# My big problem



## alvarosh95 (Jan 3, 2011)

hi all i have a problem 
my dream is to be profesional i try it really hard. i practice 2 hours every day minimun i´m 15 years old i usually get down 80 in the practice round with friends but then in a tournament i cant get down 85 what i could do to solve it?


----------



## FrogsHair (Mar 4, 2010)

My first question is where are you losing strokes? Off the tee? Off the fairway with approach shots? Chips and/or pitches to the green? Putting once you are on the green? MY next question would be what part(s) of your game are you practicing for two+ hours every day? Describe your typical par 3, 4, and 5 game from the tees to holing out.
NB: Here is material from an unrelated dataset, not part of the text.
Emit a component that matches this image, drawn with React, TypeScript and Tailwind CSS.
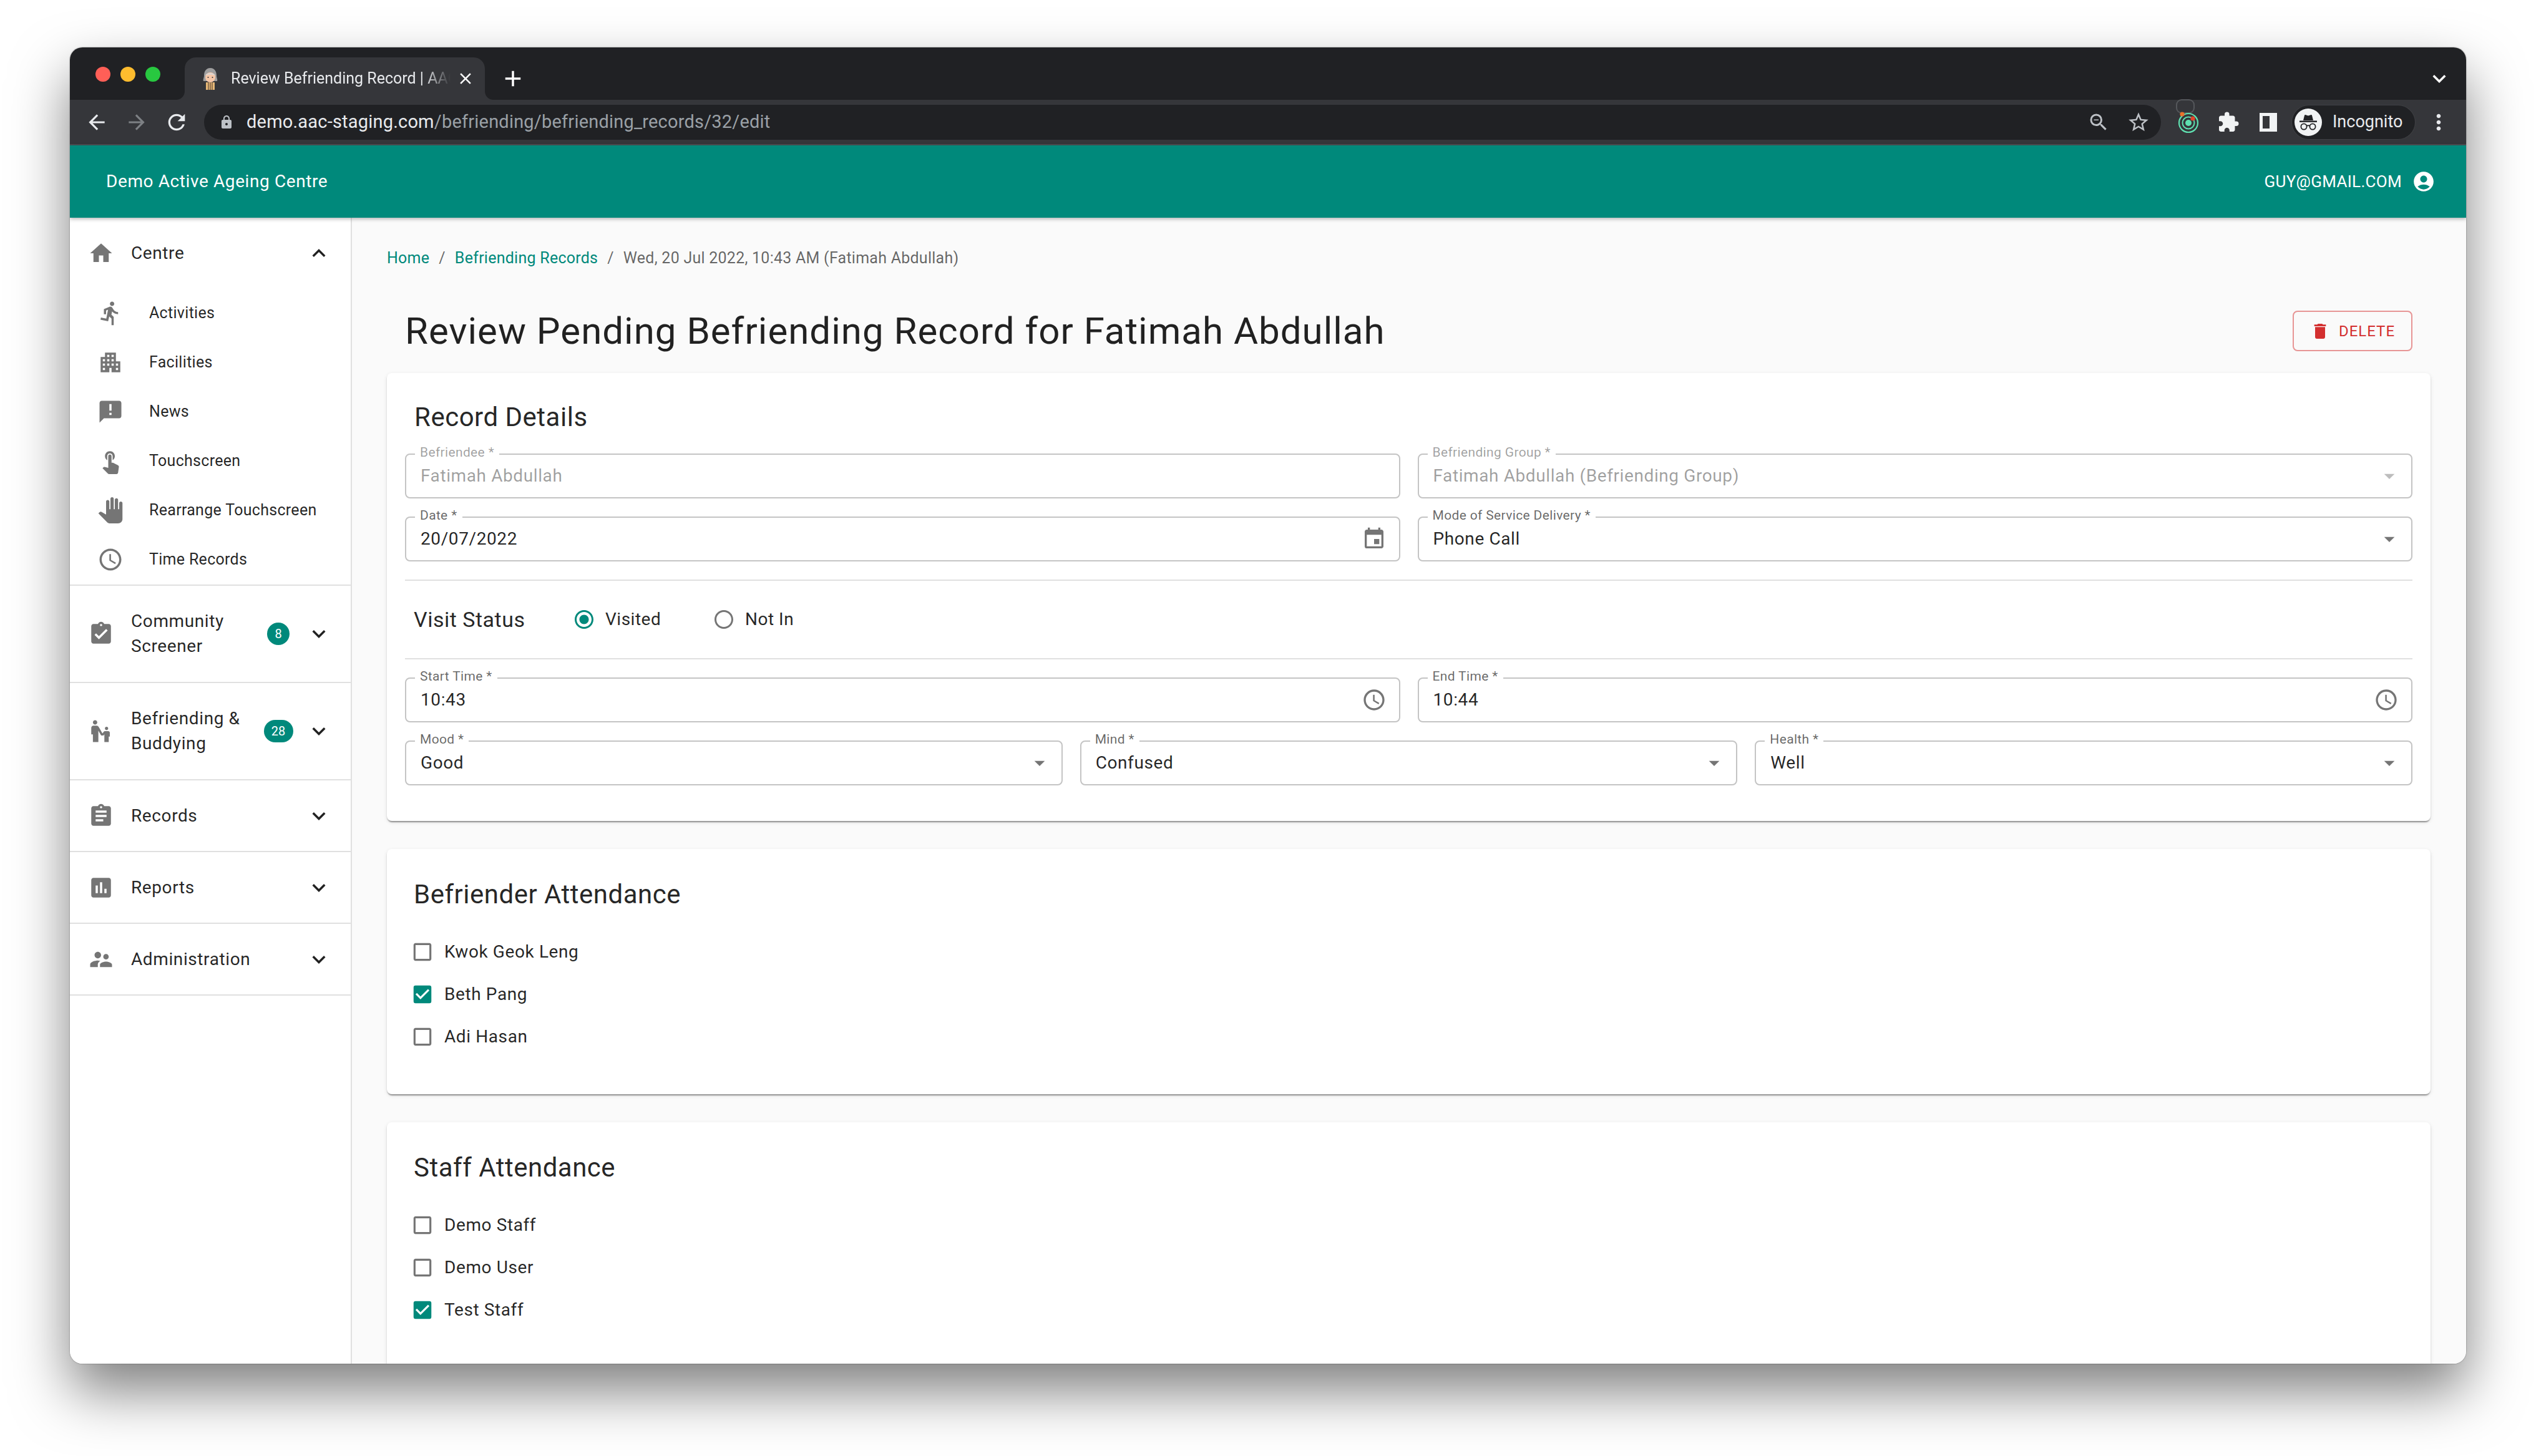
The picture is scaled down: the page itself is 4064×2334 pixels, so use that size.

Professionals excel in all facets of their game. But, for the most part the professionals have a stellar short game which allows them to save par most of the time when they miss a green in regulation. Saving par is their first priority, with the birdies, or better being more icing on their score card. The professional also can adapt very well to the weekly changing of conditions they encounter.


alvarosh95 said:


> hi all i have a problem
> my dream is to be profesional i try it really hard. i practice 2 hours every day minimun i´m 15 years old i usually get down 80 in the practice round with friends but then in a tournament i cant get down 85 what i could do to solve it?


----------



## alvarosh95 (Jan 3, 2011)

*answer*

thank you for answering
y usuallly do 28 no more than 30 putts y hit really strat the ball with the driver 12 or 13 fairways and 6 or 7 greens. i practice 1 hour long shots (driver irons...) and 1 hour chip putt bunker...all that.
it could be a mental problem?
mi typical par 3 is to take green and then 2 putts 60% of time i dont get green.
mi typical par 4 is driver or iron 3 and try to get by two the green 
mi typical par 5 is driver 3 wood and some times i get green other not but in par5 i usually do par or bierdie.


----------



## FrogsHair (Mar 4, 2010)

30 putts is pretty good. Hitting 12-13 fairways is pretty good. 6 or 7 greens could be better. If I understand what you are posting correctly, I would put more practice time in on your 150+ yard shots. However, don't neglect the other parts of your game that you are already good at. Hitting more greens in regulation would help you out by a few strokes. Just a guess on my part. :thumbsup:


----------



## twoputt (Oct 6, 2010)

when i was playing competition billiards and needed to step it up come tournment time, what i did besides practice. for the mental thing i started playing better players and having fun with it, just like when i would be playing for fun with friends. tourney would come around i found that i had developed another level to my game. a higher level. so practicing my strengths and weaknesses, and playing better players took me to the next level i needed to win tournements.


----------